The Hanford Nuclear Reservation has been operating since the early 1940's
At the peak, they had ,I think, 11 or 12 reactors operating, of various sizes, which generated a large quantity of liquid radioactive waste.
Their solution to the problem was to build single walled steel storage tanks. They were single walled as they had no idea of how long, in time, these would exist. Also, they were built using common grade carbon steel, which is not very corrosion resistant, instead of high nickel content metals, which are more resistant to the corrosiveness of the radioactive waste. As I recall, I think that they were 500,000 gallons each of capacity, out on the reservation. They built 150 of these over time, the contents were comingled, they kept no records of what went into each tank. There are a couple of tanks that get so hot that they have to be wet down, from the outside, to keep them cooled. The tanks are leaking and there is an underground plume of radioactive liquid working its way to the Columbia River, and they have no idea of how to stop it.

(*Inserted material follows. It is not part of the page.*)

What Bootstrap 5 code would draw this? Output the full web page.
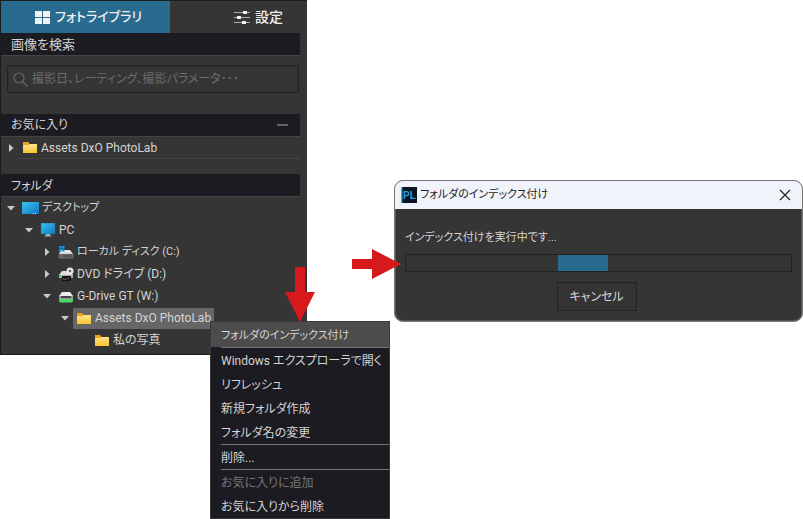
<!DOCTYPE html>
<html lang="ja">
<head>
<meta charset="utf-8">
<meta name="viewport" content="width=device-width, initial-scale=1">
<title>フォルダのインデックス付け</title>
<link rel="stylesheet" href="https://cdn.jsdelivr.net/npm/bootstrap@5.3.0/dist/css/bootstrap.min.css">
<style>
body{background:#fff;color:#d4d4d4;font-family:Roboto,"Noto Sans CJK JP",sans-serif;font-size:12px;line-height:20px;font-feature-settings:"palt"}
button,input{font:inherit;font-feature-settings:inherit;color:inherit}
.plain{background:none;border:0;padding:0}
.kana{font-size:11px}
.scene{display:grid;grid-template-columns:307fr 87fr 409fr;align-items:start}
.library{background:#353535;border:1px solid #1c1c1c;border-right:0;padding-bottom:3px}
.tabs{display:grid;grid-template-columns:169fr 137fr;height:32px;font-size:13px;font-weight:500}
.tabs button{border:0;color:#eee;background:none;gap:5px}
.tabs .picked{background:#286b8f;padding-left:12px}
.tabs .setup{padding-left:46px;font-size:14px}
.heading{background:#1c1b21;height:22px;margin:0 7px 1px 0;padding:0 12px 0 10px;font-size:12px;font-weight:400;line-height:24px;box-shadow:0 1px #444}
.heading label{font-size:13px}
.dash{width:11px;height:2px;background:#626262}
.search{height:28px;margin:10px 8px 21px 6px;border:1px solid #222;border-radius:2px;box-shadow:inset 0 0 0 1px #303030;padding:0 5px;gap:4px}
.search input{color:#aaa;background:none;border:0;outline:0;padding:0;min-width:0}
.search input::placeholder{color:#6d6d6d;opacity:1}
.tree ul{padding-left:18px}
.node{height:22px;padding-left:1px}
.fold{width:17px;height:20px}
.entry{gap:3px;padding:0 3px;height:21px;white-space:nowrap}
.entry svg{flex:none}
.chosen{background:#666}
.favs{margin:0 7px 15px 0}
.favs .node{height:21px}
.favs::after{content:"";display:block;height:1px;margin-left:18px;background:#444}
.dialogbox{margin-top:180px;background:#353535;border:1px solid #777;border-radius:9px;overflow:hidden;box-shadow:inset 0 0 0 1px #555}
.titlebar{background:#f0f3fa;color:#222;height:28px;padding:0 11px 0 6px;gap:3px}
.dialogbody{padding:19px 10px 10px}
.track{height:18px;border:1px solid #222;background:#343434;margin:6px 0 10px}
.track span{display:block;height:16px;background:#286b8f}
.cancel{width:80px;height:29px;background:#343434;border:1px solid #222}
.popup{position:absolute;left:210px;top:321px;width:180px;background:#1c1b21;border:1px solid #3a3a3a;z-index:2}
.popup button{display:block;width:100%;height:24px;text-align:left;padding-left:10px;line-height:26px;white-space:nowrap}
.popup .hot{background:#4c4c4c;height:25px;line-height:28px}
.popup hr{margin:0 0 0 10px;border:0;height:1px;background:#777;opacity:1}
.popup button:disabled{color:#777}
.arrow{position:absolute;z-index:3}
.down{left:285px;top:267px}
.right{left:352px;top:249px}
</style>
<script src="https://cdn.jsdelivr.net/npm/bootstrap@5.3.0/dist/js/bootstrap.bundle.min.js"></script>
</head>
<body>
<svg width="0" height="0" class="position-absolute" aria-hidden="true">
<defs>
<linearGradient id="gold" x2="0" y2="1"><stop stop-color="#ffe391"/><stop offset="1" stop-color="#fbc42d"/></linearGradient>
<linearGradient id="screen" x2="1" y2="1"><stop stop-color="#36c8ee"/><stop offset="1" stop-color="#1273c4"/></linearGradient>
<symbol id="folder" viewBox="0 0 16 13"><path d="M1 1h5l2 2h6.500q.5 0 .5.500V7H1z" fill="#e9a51d"/><path d="M1 4h5.500L8 3h7v9H1z" fill="url(#gold)"/></symbol>
<symbol id="shut" viewBox="0 0 8 8"><path d="M2 0v8l4.500-4z" fill="#c8c8c8"/></symbol>
<symbol id="open" viewBox="0 0 8 8"><path d="M0 2h8L4 6.500z" fill="#c8c8c8"/></symbol>
</defs>
</svg>
<main class="scene position-relative min-vh-100">
<aside class="library">
<div class="tabs">
<button type="button" class="picked d-flex align-items-center justify-content-center"><svg width="15" height="13" viewBox="0 0 15 13" fill="#f2f2f2"><path d="M0 0h7v6H0zM8 0h7v6H8zM0 7h7v6H0zM8 7h7v6H8z"/></svg>フォトライブラリ</button>
<button type="button" class="setup d-flex align-items-center justify-content-center"><svg width="16" height="15" viewBox="0 0 16 15"><path d="M0 2.500h16M0 7.500h16M0 12.500h16" stroke="#aaa"/><path d="M9 1h4v3H9zM3 6h4v3H3zM8 11h4v3H8z" fill="#f2f2f2"/></svg>設定</button>
</div>
<h2 class="heading"><label for="find">画像を検索</label></h2>
<div class="search d-flex align-items-center"><svg width="15" height="15" viewBox="0 0 15 15" fill="none" stroke="#666" stroke-width="1.200"><circle cx="6" cy="6" r="5"/><path d="M9.500 9.500l5 5"/></svg><input id="find" class="flex-grow-1" type="text" placeholder="撮影日、レーティング、撮影パラメータ･･･"></div>
<h2 class="heading d-flex justify-content-between align-items-center">お気に入り<button type="button" class="plain dash" aria-label="折りたたむ"></button></h2>
<div class="favs"><div class="node d-flex align-items-center"><button type="button" class="plain fold d-flex align-items-center justify-content-center" aria-label="展開"><svg width="8" height="8"><use href="#shut"/></svg></button><button type="button" class="plain entry d-flex align-items-center"><svg width="16" height="13"><use href="#folder"/></svg>Assets DxO PhotoLab</button></div></div>
<h2 class="heading">フォルダ</h2>
<nav class="tree" aria-label="フォルダ">
<div class="node d-flex align-items-center"><button type="button" class="plain fold d-flex align-items-center justify-content-center" aria-label="折りたたむ"><svg width="8" height="8"><use href="#open"/></svg></button><button type="button" class="plain entry kana d-flex align-items-center"><svg width="17" height="13" viewBox="0 0 17 13"><path d="M0 0h17v12H0z" fill="url(#screen)"/><path d="M11 11h1v1h-1zM13 11h1v1h-1z" fill="#bce6fa"/></svg>デスクトップ</button></div>
<ul class="list-unstyled mb-0">
<li><div class="node d-flex align-items-center"><button type="button" class="plain fold d-flex align-items-center justify-content-center" aria-label="折りたたむ"><svg width="8" height="8"><use href="#open"/></svg></button><button type="button" class="plain entry d-flex align-items-center"><svg width="16" height="14" viewBox="0 0 16 14"><path d="M1 0h14v11H1z" fill="url(#screen)" stroke="#28688a" stroke-width=".5"/><path d="M6 11h4v1.500h1.500v1h-7v-1H6z" fill="#aab4b9"/></svg>PC</button></div>
<ul class="list-unstyled mb-0">
<li class="node d-flex align-items-center"><button type="button" class="plain fold d-flex align-items-center justify-content-center" aria-label="展開"><svg width="8" height="8"><use href="#shut"/></svg></button><button type="button" class="plain entry kana d-flex align-items-center"><svg width="16" height="15" viewBox="0 0 16 15"><path d="M3 5h9l3 4H1z" fill="#e6e6e6"/><rect x="1" y="9" width="14" height="4" rx="1" fill="#505050" stroke="#9b9b9b" stroke-width=".6"/><path d="M3 10h1v2H3z" fill="#35d353"/><path d="M1 1h2.500v2.500H1zM4 1h2.500v2.500H4zM1 4h2.500v2.500H1zM4 4h2.500v2.500H4z" fill="#109be8"/></svg>ローカル ディスク (C:)</button></li>
<li class="node d-flex align-items-center"><button type="button" class="plain fold d-flex align-items-center justify-content-center" aria-label="展開"><svg width="8" height="8"><use href="#shut"/></svg></button><button type="button" class="plain entry d-flex align-items-center"><svg width="16" height="15" viewBox="0 0 16 15"><path d="M4 4h8l3 4H1z" fill="#dedede"/><circle cx="12" cy="4" r="3.500" fill="#e8e8e8"/><circle cx="12" cy="4" r="1.200" fill="#555"/><path d="M1 8h14v3H1z" fill="#aaa"/><path d="M2 8h1v2H2z" fill="#35d353"/><rect x="4" y="9" width="9" height="5" rx="1" fill="#111"/><path d="M5.500 11v1.500h2V11M9 11v1.500M10 12.500V11h1.500" stroke="#bbb" stroke-width=".4" fill="none"/></svg>DVD ドライブ (D:)</button></li>
<li><div class="node d-flex align-items-center"><button type="button" class="plain fold d-flex align-items-center justify-content-center" aria-label="折りたたむ"><svg width="8" height="8"><use href="#open"/></svg></button><button type="button" class="plain entry d-flex align-items-center"><svg width="16" height="13" viewBox="0 0 16 13"><path d="M4 2h8l3 4H1z" fill="#ececec"/><path d="M1 6h14v3H1z" fill="#999"/><path d="M3 6h10v2H3z" fill="#444"/><path d="M1 9h14v2l-1 1.500H2L1 11z" fill="#4fd66b"/></svg>G-Drive GT (W:)</button></div>
<ul class="list-unstyled mb-0">
<li><div class="node d-flex align-items-center"><button type="button" class="plain fold d-flex align-items-center justify-content-center" aria-label="折りたたむ"><svg width="8" height="8"><use href="#open"/></svg></button><button type="button" class="plain entry chosen d-flex align-items-center"><svg width="16" height="13"><use href="#folder"/></svg>Assets DxO PhotoLab</button></div>
<ul class="list-unstyled mb-0"><li class="node d-flex align-items-center"><span class="fold"></span><button type="button" class="plain entry d-flex align-items-center"><svg width="16" height="13"><use href="#folder"/></svg>私の写真</button></li></ul>
</li></ul>
</li></ul>
</li></ul>
</nav>
</aside>
<span></span>
<section class="dialogbox" role="dialog" aria-labelledby="dialogname">
<header class="titlebar d-flex align-items-center"><svg width="16" height="16" viewBox="0 0 16 16"><path d="M0 0h16v16H0z" fill="#081422"/><path d="M0 0h1.500v16H0z" fill="#28a9f4"/><text x="2" y="12" font-family="Liberation Sans" font-size="10" font-weight="bold" fill="#2b9fda">PL</text></svg><span id="dialogname" class="flex-grow-1 kana">フォルダのインデックス付け</span><button type="button" class="plain d-flex" aria-label="閉じる"><svg width="12" height="12" viewBox="0 0 12 12" stroke="#222" stroke-width="1.200"><path d="M1 1l10 10M11 1L1 11"/></svg></button></header>
<div class="dialogbody"><div id="status" class="kana">インデックス付けを実行中です...</div>
<div class="track" role="progressbar" aria-labelledby="status"><span style="width:13%;margin-left:39.5%"></span></div>
<div class="text-center pe-1"><button type="button" class="cancel">キャンセル</button></div></div>
</section>
<div class="popup" role="menu">
<button type="button" role="menuitem" class="plain hot kana">フォルダのインデックス付け</button><hr>
<button type="button" role="menuitem" class="plain">Windows エクスプローラで開く</button>
<button type="button" role="menuitem" class="plain">リフレッシュ</button>
<button type="button" role="menuitem" class="plain">新規フォルダ作成</button>
<button type="button" role="menuitem" class="plain">フォルダ名の変更</button><hr>
<button type="button" role="menuitem" class="plain">削除...</button><hr>
<button type="button" role="menuitem" class="plain" disabled>お気に入りに追加</button>
<button type="button" role="menuitem" class="plain">お気に入りから削除</button>
</div>
<svg class="arrow down" width="30" height="55" viewBox="0 0 30 55" fill="#d7191c"><path d="M10 0h10v25h10L15 55 0 25h10z"/></svg>
<svg class="arrow right" width="49" height="30" viewBox="0 0 49 30" fill="#d7191c"><path d="M0 10h20V0l29 15-29 15V20H0z"/></svg>
</main>
</body>
</html>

The ground in the area is not hard bedrock. It is like a rough grain water/river soil erosion build up from millions of years of down river deposits from the Columbia River.
The Federal Government has been building a treatment/conversion plant in the area to use the vitrification process to convert the liquid into a glass-like substance to be placed into hi-nickel alloy casks for long term storage. This is a yet to be used technology. The cost of building the plant is in the billions, and is extremely controversial.
When I was up there in 2004, they emptied one of the 500,000 gallon tanks as a test project. They got the liquid out, but the sludge at the bottom was a real problem. They had to blast it loose with acids. Took them a long time.
Since this tank mentioned in the article is referred to as double-walled, I would have to assume that it is a recently built tank.
I was up there for 4 or 5 months, and every week there were articles in the local paper of the problems from the radioactive materials there. These stories never get reported to the rest of the U.S. This is the worst and most highly contaminated haz-mat site in America.